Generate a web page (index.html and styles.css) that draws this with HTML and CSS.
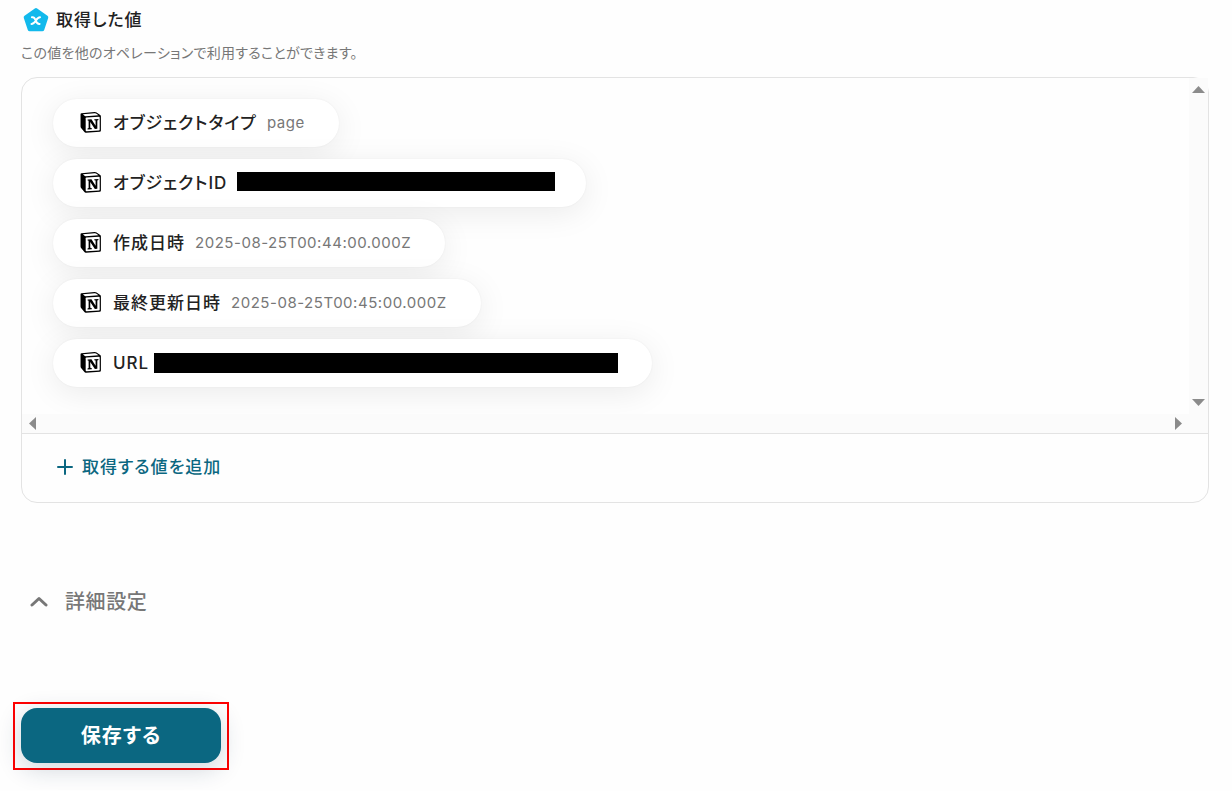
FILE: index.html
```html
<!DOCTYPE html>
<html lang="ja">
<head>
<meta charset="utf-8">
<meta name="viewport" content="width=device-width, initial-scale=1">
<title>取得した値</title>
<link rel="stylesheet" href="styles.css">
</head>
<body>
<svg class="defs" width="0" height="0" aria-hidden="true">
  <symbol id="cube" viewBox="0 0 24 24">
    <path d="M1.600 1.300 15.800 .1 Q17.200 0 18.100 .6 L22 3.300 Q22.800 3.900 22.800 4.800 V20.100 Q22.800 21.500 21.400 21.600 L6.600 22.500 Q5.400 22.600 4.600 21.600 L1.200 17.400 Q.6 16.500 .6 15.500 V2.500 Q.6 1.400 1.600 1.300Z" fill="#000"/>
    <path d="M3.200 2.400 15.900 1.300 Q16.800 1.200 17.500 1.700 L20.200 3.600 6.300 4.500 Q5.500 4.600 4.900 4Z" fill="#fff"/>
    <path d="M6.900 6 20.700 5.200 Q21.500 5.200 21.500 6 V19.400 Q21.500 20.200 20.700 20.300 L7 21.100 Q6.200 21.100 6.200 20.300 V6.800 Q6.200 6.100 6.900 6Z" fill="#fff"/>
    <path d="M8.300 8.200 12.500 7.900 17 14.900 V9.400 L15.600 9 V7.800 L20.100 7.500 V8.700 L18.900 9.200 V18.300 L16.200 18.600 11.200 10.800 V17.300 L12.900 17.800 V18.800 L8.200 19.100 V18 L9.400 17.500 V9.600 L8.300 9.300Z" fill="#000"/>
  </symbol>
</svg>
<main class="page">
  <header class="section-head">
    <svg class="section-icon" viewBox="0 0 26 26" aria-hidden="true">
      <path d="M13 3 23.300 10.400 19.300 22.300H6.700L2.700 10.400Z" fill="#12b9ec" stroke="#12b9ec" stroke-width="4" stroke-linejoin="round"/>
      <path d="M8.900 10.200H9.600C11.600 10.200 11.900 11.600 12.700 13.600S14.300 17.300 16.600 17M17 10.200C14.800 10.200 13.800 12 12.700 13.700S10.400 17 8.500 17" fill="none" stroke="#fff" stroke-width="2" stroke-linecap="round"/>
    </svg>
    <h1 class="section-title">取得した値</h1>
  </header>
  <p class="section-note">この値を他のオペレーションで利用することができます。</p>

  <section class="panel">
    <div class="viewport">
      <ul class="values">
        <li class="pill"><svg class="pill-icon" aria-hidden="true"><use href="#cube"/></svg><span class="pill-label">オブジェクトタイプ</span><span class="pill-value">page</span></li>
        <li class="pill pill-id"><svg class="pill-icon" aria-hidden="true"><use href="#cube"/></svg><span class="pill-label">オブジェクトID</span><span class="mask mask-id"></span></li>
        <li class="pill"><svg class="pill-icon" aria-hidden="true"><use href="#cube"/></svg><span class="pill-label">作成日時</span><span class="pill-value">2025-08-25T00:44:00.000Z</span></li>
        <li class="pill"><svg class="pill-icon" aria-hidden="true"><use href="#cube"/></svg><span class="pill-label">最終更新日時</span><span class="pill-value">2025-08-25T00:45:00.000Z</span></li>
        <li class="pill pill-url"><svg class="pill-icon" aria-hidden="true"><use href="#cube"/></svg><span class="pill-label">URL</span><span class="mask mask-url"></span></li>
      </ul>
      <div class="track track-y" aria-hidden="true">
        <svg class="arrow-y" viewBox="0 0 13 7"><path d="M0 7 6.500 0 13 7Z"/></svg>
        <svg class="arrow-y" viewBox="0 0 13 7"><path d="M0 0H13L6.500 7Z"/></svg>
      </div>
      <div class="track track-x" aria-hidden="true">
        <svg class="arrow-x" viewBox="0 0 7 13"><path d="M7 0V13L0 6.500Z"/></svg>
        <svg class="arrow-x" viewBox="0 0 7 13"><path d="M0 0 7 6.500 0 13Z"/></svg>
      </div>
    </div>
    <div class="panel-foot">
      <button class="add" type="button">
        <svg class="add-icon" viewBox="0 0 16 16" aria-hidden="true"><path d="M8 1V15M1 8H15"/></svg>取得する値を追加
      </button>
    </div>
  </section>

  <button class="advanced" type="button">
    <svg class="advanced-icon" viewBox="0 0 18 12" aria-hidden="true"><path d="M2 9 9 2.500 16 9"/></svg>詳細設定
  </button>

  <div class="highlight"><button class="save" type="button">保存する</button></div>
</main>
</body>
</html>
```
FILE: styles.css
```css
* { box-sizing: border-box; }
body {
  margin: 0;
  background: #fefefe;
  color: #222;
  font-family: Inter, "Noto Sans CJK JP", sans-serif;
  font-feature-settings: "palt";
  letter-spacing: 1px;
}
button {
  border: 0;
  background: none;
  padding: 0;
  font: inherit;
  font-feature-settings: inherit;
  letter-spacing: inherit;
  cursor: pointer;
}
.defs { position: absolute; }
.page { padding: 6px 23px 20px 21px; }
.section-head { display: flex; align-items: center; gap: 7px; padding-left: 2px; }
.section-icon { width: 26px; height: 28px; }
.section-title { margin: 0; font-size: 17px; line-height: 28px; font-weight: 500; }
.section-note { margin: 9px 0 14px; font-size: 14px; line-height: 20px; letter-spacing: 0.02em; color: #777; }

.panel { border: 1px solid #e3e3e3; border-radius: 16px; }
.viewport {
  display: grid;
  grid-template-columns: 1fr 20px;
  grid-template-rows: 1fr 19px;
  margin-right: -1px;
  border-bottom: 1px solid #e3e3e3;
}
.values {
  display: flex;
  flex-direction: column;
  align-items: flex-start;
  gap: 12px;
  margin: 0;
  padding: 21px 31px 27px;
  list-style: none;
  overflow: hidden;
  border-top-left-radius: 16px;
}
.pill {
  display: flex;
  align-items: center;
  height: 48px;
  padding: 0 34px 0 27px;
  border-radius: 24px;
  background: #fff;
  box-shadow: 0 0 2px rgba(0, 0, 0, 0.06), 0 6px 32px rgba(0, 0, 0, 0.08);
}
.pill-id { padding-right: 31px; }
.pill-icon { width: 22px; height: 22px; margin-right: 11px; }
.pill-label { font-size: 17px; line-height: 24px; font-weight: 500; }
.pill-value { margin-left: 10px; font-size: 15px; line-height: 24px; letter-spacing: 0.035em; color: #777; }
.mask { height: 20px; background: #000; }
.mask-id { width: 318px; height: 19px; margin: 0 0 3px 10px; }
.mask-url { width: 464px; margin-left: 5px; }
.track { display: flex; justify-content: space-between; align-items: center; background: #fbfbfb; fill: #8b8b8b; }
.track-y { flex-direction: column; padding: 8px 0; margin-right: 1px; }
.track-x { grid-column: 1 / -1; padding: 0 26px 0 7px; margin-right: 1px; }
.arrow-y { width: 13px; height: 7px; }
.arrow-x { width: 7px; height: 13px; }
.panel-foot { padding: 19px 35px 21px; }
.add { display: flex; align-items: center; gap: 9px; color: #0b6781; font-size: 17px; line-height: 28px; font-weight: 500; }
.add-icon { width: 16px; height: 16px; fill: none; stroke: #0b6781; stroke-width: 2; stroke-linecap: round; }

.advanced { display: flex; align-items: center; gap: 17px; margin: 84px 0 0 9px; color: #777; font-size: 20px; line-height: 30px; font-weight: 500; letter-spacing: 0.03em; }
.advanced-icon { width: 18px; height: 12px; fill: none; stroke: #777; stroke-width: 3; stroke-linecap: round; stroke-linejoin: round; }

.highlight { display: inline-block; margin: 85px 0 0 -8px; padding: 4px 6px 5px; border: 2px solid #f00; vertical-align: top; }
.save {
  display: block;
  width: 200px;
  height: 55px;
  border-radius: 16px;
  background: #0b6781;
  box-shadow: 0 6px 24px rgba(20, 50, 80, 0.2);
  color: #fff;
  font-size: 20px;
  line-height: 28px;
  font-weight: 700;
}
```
══════════════════════════════
__WHAT YOU NEED TO DO__
Determine the number of lines where the string "styles" occurs, and give that number only.

__RESPONSE FOR THIS EXERCISE__
3